**Given information**
——
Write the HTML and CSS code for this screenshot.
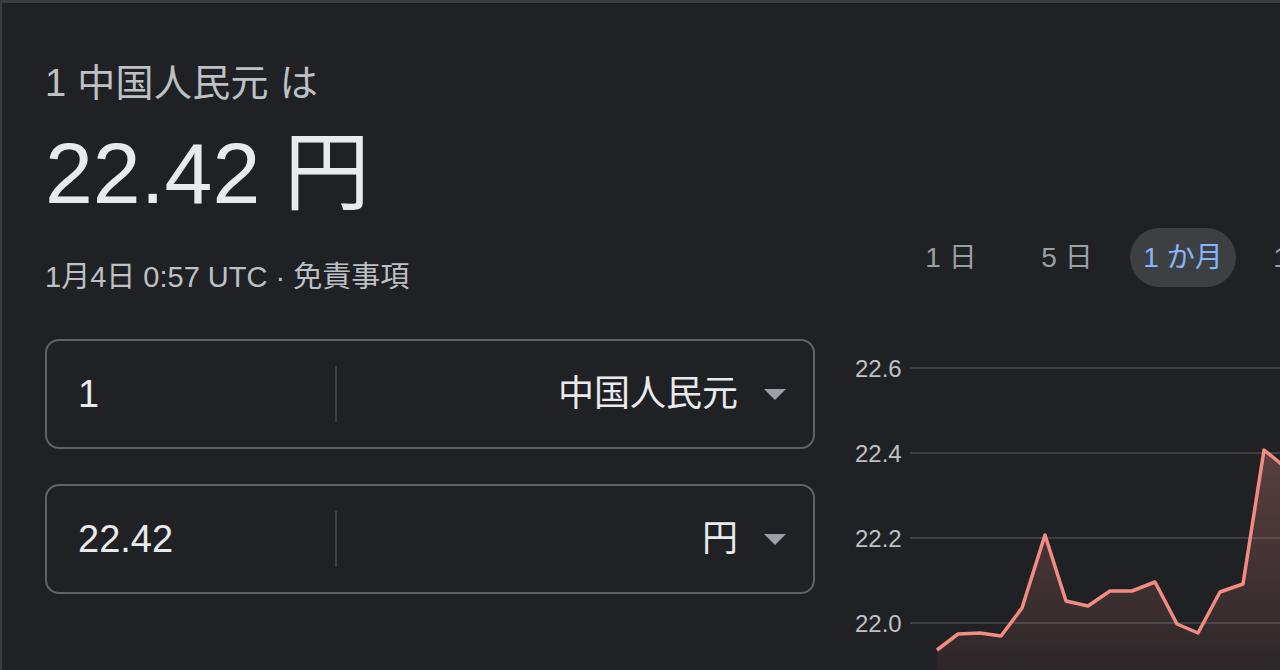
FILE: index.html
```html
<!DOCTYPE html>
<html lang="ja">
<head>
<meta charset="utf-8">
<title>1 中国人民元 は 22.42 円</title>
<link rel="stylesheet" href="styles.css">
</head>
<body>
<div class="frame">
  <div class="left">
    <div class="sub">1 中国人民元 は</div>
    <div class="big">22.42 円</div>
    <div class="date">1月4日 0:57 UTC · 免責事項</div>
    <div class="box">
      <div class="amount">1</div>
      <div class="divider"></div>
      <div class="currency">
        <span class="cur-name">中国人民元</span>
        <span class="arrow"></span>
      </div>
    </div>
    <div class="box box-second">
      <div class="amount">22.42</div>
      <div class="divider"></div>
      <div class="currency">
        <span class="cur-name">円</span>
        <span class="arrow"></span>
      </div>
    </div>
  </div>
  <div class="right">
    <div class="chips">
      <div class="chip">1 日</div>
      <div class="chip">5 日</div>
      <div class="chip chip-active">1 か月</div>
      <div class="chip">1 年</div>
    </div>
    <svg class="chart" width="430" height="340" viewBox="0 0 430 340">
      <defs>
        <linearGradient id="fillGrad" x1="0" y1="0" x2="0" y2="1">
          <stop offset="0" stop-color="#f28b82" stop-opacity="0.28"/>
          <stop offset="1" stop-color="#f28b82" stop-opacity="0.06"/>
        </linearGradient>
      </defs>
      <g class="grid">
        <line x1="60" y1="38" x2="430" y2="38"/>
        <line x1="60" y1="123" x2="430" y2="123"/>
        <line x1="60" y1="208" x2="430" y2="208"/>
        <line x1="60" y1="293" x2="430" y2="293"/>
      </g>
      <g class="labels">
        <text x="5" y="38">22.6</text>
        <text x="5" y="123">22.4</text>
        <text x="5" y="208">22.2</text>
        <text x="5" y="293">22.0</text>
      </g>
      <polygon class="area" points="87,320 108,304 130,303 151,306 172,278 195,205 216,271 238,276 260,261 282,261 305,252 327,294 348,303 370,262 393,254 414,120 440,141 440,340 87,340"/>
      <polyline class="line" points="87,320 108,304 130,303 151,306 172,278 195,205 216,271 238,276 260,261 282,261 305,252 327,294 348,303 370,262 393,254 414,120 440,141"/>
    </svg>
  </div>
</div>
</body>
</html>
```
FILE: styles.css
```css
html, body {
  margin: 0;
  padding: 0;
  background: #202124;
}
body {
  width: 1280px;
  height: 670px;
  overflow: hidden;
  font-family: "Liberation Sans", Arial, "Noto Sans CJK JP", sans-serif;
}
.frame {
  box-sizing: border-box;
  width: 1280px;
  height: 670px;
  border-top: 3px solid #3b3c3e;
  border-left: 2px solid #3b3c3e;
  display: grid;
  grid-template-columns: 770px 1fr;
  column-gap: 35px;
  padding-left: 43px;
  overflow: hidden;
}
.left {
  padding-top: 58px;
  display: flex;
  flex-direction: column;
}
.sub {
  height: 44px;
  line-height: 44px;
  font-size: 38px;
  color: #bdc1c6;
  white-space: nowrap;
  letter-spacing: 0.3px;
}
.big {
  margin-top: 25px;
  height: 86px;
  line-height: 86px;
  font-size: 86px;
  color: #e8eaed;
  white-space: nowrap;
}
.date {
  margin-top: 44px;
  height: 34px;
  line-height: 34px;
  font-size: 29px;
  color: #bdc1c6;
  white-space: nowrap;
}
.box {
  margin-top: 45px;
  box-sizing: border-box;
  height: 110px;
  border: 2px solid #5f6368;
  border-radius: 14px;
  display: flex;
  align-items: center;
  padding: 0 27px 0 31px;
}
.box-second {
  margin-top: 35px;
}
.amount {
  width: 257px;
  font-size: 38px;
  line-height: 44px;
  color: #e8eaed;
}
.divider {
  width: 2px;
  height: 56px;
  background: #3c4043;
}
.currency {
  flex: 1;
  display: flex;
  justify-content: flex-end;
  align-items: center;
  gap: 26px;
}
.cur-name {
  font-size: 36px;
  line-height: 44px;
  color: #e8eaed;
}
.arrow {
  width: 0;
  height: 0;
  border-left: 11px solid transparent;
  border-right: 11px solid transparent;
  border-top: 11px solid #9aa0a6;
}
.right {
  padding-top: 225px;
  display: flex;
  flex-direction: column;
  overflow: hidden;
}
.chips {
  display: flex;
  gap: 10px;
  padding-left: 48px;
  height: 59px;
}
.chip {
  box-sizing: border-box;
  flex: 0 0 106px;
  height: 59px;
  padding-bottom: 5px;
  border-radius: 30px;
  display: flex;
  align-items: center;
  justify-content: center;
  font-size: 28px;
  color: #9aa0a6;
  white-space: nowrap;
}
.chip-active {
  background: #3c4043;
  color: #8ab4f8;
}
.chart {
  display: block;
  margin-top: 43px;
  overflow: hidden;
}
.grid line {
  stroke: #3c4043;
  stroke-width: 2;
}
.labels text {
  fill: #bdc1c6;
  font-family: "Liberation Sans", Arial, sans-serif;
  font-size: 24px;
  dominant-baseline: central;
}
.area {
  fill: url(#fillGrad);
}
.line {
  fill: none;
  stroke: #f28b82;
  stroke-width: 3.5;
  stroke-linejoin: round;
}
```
——
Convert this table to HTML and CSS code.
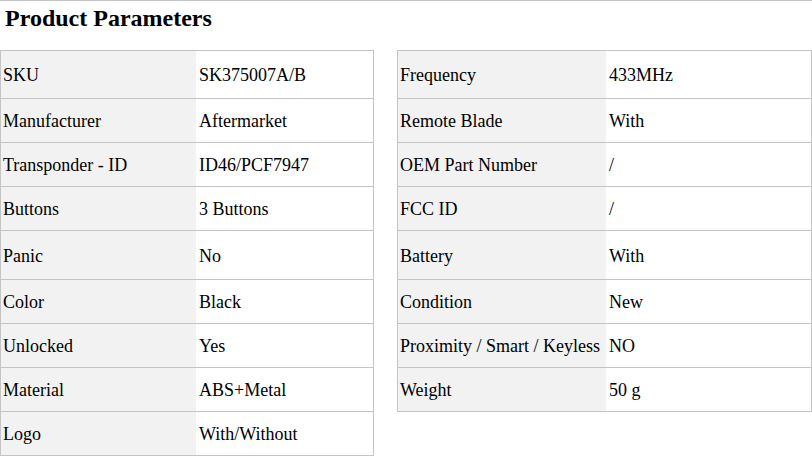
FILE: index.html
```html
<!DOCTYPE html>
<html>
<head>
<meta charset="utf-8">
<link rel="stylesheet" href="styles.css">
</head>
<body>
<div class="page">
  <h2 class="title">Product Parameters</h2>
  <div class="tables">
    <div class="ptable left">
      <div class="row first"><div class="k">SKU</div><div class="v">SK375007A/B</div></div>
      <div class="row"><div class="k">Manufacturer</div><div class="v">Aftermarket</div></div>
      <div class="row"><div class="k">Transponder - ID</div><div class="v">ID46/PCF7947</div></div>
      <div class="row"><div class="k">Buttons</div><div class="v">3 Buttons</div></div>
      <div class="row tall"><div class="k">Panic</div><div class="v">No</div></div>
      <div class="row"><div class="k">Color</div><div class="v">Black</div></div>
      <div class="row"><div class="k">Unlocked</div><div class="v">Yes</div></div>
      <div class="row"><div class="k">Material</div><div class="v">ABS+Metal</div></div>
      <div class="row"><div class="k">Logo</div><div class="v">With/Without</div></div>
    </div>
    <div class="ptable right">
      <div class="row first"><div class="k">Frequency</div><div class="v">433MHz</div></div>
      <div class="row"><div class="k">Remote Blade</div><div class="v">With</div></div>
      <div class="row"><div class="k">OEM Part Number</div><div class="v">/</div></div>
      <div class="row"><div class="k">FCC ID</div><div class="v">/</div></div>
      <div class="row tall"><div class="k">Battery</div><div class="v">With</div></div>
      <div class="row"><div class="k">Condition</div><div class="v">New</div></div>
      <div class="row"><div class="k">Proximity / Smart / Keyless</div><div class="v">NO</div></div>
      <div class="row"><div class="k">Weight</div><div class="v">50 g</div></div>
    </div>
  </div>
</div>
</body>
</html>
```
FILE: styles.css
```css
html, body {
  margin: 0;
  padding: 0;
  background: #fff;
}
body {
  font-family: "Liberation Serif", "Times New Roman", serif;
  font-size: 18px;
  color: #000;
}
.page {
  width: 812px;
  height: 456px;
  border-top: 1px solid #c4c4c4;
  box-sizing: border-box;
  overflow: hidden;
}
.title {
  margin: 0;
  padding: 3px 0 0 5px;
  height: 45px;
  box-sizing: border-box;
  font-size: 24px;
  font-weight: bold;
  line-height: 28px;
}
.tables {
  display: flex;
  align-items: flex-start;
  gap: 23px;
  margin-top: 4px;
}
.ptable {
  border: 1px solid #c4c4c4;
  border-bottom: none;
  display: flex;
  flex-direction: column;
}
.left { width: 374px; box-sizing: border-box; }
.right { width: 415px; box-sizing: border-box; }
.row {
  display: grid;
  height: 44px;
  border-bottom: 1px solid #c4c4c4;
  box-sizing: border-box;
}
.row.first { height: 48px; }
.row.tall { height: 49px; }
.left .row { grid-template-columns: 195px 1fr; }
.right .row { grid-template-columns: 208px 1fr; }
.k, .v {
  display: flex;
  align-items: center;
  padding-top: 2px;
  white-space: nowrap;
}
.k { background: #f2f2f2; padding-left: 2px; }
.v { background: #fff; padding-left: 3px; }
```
——
**Short exercise**
Note each line of the entries that has "this" in it, and copy those lines.

**Final result**
Write the HTML and CSS code for this screenshot.
Convert this table to HTML and CSS code.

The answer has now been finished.